Thank you for your thoughtful questions about the relationship
between the National Campaign for a Peace Tax Fund (NCPTF) and
resistance to paying taxes for war. I apologize for my late reply. The
questions you posed were very challenging to me as a Christian. I want
to clarify that the National Campaign for a Peace Tax Fund is not a
Christian organization, but is supported by and speaks on behalf of
conscientious objectors of many religious and non-religious belief systems.

Below, I address your questions point-by-point. I will also forward your
questions along to other board and staff members who have been involved
in this work for a much longer amount of time than I, in the hopes that
they will be able to address them and be challenged by them.


Tim Godshall
Interim Executive Director
National Campaign for a Peace Tax Fund

Ray Gingerich wrote:
 Dear Steve,

I am a military tax resister, and have been for 30 years. Marian Franz
is my friend (and we're both Mennonites). And without wanting to
diminish your valiant lobbying efforts, please allow me to raise a few
questions which no one on the Peace Tax Fund board or active staff has
yet answered.

1) I wonder how many conscientious Christians who subconsciously wish
they didn't need to pay war taxes, are of the mind that they can't
resist payment of these military taxes until a bill is passed to make it

I don't know how many people think this way. I doubt that the existence
of the Peace Tax Fund decreases people's interest in war tax resistance.
I would think that, on the whole, our work to educate people on how
their taxes are spent would heighten their consciences to this issue and
perhaps lead some to resist payment of war taxes.

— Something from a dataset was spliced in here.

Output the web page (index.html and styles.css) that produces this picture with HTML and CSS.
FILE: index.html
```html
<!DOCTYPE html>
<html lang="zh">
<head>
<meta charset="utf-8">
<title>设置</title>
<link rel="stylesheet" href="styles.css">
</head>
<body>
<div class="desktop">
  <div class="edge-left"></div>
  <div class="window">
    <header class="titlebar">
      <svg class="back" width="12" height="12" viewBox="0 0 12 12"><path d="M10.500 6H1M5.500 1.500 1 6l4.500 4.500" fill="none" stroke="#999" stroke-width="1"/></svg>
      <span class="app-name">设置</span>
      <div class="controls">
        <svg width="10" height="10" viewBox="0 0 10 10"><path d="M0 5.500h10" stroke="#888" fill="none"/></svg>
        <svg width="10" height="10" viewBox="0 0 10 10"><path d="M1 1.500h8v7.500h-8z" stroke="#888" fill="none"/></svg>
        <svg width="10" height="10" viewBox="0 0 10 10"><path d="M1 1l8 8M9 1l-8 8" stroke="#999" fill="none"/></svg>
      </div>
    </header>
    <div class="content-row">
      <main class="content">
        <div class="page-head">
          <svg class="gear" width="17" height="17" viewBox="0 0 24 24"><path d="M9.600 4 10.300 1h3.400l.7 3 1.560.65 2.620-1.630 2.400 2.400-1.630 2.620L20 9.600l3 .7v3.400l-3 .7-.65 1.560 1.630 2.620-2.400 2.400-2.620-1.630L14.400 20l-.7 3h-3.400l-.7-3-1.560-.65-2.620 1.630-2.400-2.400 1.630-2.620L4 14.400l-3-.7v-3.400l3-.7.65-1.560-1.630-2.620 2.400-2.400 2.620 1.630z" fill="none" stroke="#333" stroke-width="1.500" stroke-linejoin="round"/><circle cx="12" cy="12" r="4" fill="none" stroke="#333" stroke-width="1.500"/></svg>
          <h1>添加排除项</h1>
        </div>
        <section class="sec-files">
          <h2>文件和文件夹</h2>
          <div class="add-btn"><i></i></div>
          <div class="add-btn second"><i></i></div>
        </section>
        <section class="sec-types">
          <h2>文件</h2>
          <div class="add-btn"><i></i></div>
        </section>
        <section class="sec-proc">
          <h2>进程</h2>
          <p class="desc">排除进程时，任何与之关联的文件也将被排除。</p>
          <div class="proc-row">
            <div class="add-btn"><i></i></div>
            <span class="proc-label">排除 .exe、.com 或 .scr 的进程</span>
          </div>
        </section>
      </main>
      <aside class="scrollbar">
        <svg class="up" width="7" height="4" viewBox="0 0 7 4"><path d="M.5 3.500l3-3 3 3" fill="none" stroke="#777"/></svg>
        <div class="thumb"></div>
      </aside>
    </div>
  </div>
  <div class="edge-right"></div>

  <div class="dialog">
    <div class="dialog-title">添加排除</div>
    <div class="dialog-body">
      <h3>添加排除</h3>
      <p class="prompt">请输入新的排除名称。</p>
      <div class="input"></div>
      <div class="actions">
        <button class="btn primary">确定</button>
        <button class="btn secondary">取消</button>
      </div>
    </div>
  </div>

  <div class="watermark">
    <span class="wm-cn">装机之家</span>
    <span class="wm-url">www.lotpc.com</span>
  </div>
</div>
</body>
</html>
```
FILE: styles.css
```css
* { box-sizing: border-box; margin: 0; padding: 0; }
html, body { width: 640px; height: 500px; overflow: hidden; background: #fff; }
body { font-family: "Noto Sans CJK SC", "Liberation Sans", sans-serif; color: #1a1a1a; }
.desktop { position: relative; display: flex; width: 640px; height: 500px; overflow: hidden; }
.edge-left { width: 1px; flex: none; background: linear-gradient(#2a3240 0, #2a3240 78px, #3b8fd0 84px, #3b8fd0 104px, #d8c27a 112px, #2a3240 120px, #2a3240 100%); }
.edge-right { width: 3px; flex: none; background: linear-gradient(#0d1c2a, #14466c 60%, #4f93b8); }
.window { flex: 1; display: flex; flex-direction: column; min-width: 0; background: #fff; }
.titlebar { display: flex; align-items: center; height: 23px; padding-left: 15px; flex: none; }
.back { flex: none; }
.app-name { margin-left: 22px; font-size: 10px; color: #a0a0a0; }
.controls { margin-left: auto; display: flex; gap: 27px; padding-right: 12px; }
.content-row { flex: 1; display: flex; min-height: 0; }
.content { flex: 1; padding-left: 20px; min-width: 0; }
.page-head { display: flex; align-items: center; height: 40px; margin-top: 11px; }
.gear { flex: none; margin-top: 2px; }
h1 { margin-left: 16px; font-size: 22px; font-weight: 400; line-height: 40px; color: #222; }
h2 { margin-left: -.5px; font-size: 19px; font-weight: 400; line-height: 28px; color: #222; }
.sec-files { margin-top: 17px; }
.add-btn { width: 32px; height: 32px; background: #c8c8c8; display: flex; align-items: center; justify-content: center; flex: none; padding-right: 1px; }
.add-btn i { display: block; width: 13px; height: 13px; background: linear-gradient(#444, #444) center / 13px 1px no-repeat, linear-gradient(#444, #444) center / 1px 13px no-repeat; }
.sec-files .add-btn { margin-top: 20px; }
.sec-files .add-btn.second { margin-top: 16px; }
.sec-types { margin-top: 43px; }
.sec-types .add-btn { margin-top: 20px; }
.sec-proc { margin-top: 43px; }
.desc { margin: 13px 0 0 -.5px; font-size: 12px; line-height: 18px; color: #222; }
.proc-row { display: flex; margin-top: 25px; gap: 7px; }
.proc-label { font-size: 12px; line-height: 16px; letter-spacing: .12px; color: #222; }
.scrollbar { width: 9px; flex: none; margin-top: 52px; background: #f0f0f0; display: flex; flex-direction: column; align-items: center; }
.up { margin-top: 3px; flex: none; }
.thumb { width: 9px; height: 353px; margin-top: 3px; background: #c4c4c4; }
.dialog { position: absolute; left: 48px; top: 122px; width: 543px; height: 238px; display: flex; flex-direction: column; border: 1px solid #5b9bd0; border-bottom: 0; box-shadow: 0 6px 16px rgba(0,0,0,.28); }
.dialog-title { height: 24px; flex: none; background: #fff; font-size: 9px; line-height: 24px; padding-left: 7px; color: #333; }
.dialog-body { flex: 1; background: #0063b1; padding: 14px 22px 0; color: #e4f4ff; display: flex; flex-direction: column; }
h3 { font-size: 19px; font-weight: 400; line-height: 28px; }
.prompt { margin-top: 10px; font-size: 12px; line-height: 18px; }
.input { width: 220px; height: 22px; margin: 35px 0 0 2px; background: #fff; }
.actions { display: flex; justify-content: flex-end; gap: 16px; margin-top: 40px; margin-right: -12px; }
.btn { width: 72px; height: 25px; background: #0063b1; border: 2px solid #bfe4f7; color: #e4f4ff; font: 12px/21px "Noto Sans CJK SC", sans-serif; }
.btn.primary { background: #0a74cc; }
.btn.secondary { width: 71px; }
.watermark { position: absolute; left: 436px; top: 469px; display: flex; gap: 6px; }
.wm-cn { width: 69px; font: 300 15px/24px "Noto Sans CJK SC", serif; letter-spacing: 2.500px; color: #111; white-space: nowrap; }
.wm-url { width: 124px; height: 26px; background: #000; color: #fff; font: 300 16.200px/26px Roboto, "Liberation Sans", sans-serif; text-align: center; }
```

When I present on the Peace Tax Fund, I always talk about the existing
war tax resistance movement, and I refer people to NWTRCC to learn about
how to practice war tax resistance. I am a war tax resister myself.

As in many social movements, there is the more radical, civil
disobedience side of things, and there is the safer, legislative side of
things. It seems logical to me to give people a wide range of options
for how to be involved.

 2) I wonder if Congress ever passed a bill of this nature (including the
special provisions granted conscientious objectors in WW II), that was
not in the self-interests of Congress itself?

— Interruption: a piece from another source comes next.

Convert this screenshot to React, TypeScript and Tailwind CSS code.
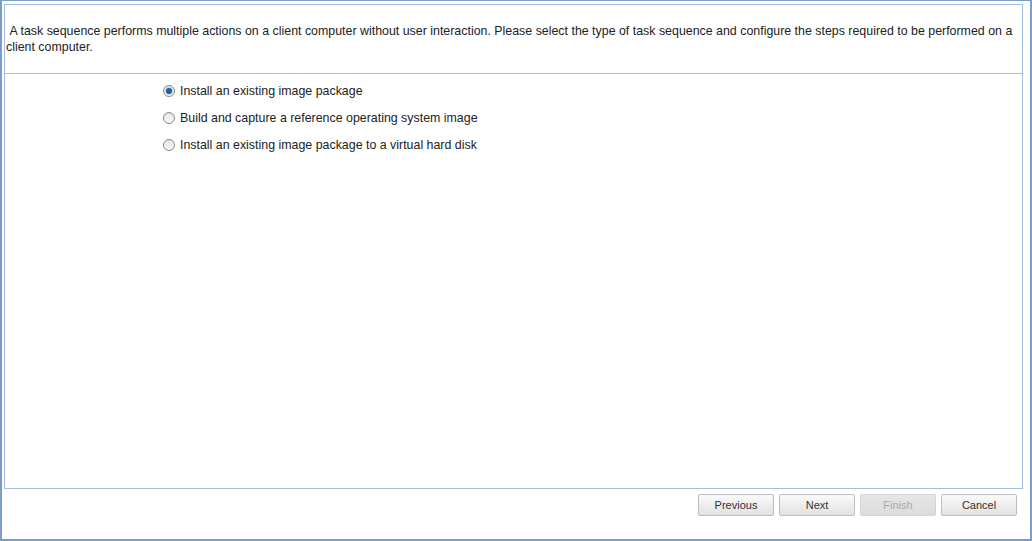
import React, { useState } from 'react';

const OPTIONS = [
  'Install an existing image package',
  'Build and capture a reference operating system image',
  'Install an existing image package to a virtual hard disk',
];

function Radio({ checked }: { checked: boolean }) {
  return (
    <span className="relative w-[12px] h-[12px] rounded-full border border-[#8a8a8a] bg-gradient-to-b from-[#e6e6e6] to-[#f8f8f8] flex items-center justify-center shrink-0">
      {checked && <span className="w-[6px] h-[6px] rounded-full bg-[#1f5fa8] shadow-[0_0_2px_#6aa0dd]" />}
    </span>
  );
}

function WizButton({ label, disabled }: { label: string; disabled?: boolean }) {
  return (
    <button
      type="button"
      className={`w-[76px] h-[22px] rounded-[2px] border text-[11px] leading-none bg-gradient-to-b ${
        disabled
          ? 'border-[#d4d4d4] from-[#e6e6e6] to-[#dcdcdc] text-[#a8a8a8]'
          : 'border-[#bdbdbd] from-[#fafafa] to-[#e2e2e2] text-[#333]'
      }`}
    >
      {label}
    </button>
  );
}

export default function App() {
  const [selected, setSelected] = useState(0);

  return (
    <div
      className="w-[1032px] h-[541px] bg-white border-l-2 border-r-2 border-b-2 border-t border-[#7d9bcb] flex flex-col pl-[2px] pt-[3px] pr-[7px] text-[#222]"
      style={{ fontFamily: '"Liberation Sans", Arial, sans-serif' }}
    >
      <div className="flex-1 border border-[#a3bde3] flex flex-col">
        <div className="h-[69px] border-b border-[#a3bde3] pl-[1px] pt-[18px] text-[12.4px] leading-[16px]">
          &nbsp;A task sequence performs multiple actions on a client computer without user interaction. Please select the type of task sequence and configure the steps required to be performed on a client computer.
        </div>
        <div className="flex-1 pl-[158px] pt-[9px] flex flex-col gap-[11px]">
          {OPTIONS.map((opt, i) => (
            <label
              key={opt}
              onClick={() => setSelected(i)}
              className="flex items-center gap-[5px] h-[16px] text-[12.4px] cursor-pointer"
            >
              <Radio checked={selected === i} />
              <span>{opt}</span>
            </label>
          ))}
        </div>
      </div>
      <div className="h-[50px] flex justify-end items-start pt-[5px] pr-[6px] gap-[5px]">
        <WizButton label="Previous" />
        <WizButton label="Next" />
        <WizButton label="Finish" disabled />
        <WizButton label="Cancel" />
      </div>
    </div>
  );
}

Congress will most likely not pass this legislation if
they think it will decrease their self-interest in being able to wage
war. Therefore, in our lobbying, we tend to focus on the religious
freedom of people in this country, not on the larger issue (as I see it)
of the ills of militarism. (Though I am more concerned about militarism,
I do see the legal accommodation of conscience as a good end in and of

If enough people resisted paying taxes for war, eventually members of
Congress might feel compelled to enact the Peace Tax Fund in order to
collect tax money that was being resisted. (Again, this would serve
their self-interest of revenue collection.) Some people take issue with
this outcome, saying that it would de-radicalize war tax resisters. This
could be true for some, but for others, it would allow them to put their
energies toward other important struggles. I see the Peace Tax Fund's
greatest potential to really address militarism as the way it would open
the door to a much larger movement of people who are, admittedly, less
dedicated than the current crop of war tax resisters, but who are
undoubtedly much greater in number. This much larger movement could be
influential in swaying the nation's spending priorities away from war.

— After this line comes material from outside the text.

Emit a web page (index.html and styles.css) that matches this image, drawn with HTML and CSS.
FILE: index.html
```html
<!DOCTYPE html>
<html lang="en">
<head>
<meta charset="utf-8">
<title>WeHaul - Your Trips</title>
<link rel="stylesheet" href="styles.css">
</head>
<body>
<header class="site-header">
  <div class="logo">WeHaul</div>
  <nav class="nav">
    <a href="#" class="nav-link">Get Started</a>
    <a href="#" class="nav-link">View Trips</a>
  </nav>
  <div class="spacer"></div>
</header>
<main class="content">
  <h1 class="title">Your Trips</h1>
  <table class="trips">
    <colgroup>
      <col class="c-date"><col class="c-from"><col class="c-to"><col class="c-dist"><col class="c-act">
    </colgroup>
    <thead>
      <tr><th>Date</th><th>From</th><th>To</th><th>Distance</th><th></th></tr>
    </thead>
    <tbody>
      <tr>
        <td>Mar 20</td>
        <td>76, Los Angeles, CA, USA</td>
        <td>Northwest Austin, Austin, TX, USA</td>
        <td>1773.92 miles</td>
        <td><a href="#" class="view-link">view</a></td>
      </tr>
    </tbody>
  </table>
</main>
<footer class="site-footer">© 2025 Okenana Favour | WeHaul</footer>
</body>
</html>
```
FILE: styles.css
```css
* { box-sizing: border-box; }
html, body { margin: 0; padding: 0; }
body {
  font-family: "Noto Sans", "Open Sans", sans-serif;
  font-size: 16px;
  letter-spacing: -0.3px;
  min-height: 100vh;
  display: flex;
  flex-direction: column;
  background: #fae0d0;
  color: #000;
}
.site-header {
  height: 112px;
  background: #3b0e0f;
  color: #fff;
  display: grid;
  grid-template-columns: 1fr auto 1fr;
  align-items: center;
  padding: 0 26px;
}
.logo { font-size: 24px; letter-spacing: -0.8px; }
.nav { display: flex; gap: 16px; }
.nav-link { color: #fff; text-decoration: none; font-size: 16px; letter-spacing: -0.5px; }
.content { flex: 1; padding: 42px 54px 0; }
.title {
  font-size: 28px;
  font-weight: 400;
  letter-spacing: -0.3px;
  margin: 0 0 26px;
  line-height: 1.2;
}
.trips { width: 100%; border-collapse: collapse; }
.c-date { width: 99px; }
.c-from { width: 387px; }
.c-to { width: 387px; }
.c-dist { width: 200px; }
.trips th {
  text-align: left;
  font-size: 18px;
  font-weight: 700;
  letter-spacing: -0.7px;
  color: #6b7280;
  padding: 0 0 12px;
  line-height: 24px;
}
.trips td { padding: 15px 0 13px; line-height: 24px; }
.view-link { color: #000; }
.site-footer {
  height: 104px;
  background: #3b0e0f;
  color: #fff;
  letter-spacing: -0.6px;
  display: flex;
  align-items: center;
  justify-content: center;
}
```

For this bill to pass, members of Congress need to understand that it is
in their own best interest to support freedom of religious expression.
That will take some convincing, but members of Congress do wish to get
re-elected. If we can work at changing the political climate so that
this is seen as something that will not hurt, and could even help a
candidate get elected, that would be one way of pitching this to them.
What better way to change the political climate than to encourage
conscientious objectors to speak and act upon their beliefs about paying
for war?

In my three years of work with NCPTF, I have spent much more time trying
to reach out to regular folks about this issue than I have spent
lobbying Congress, although both aspects of the work are important.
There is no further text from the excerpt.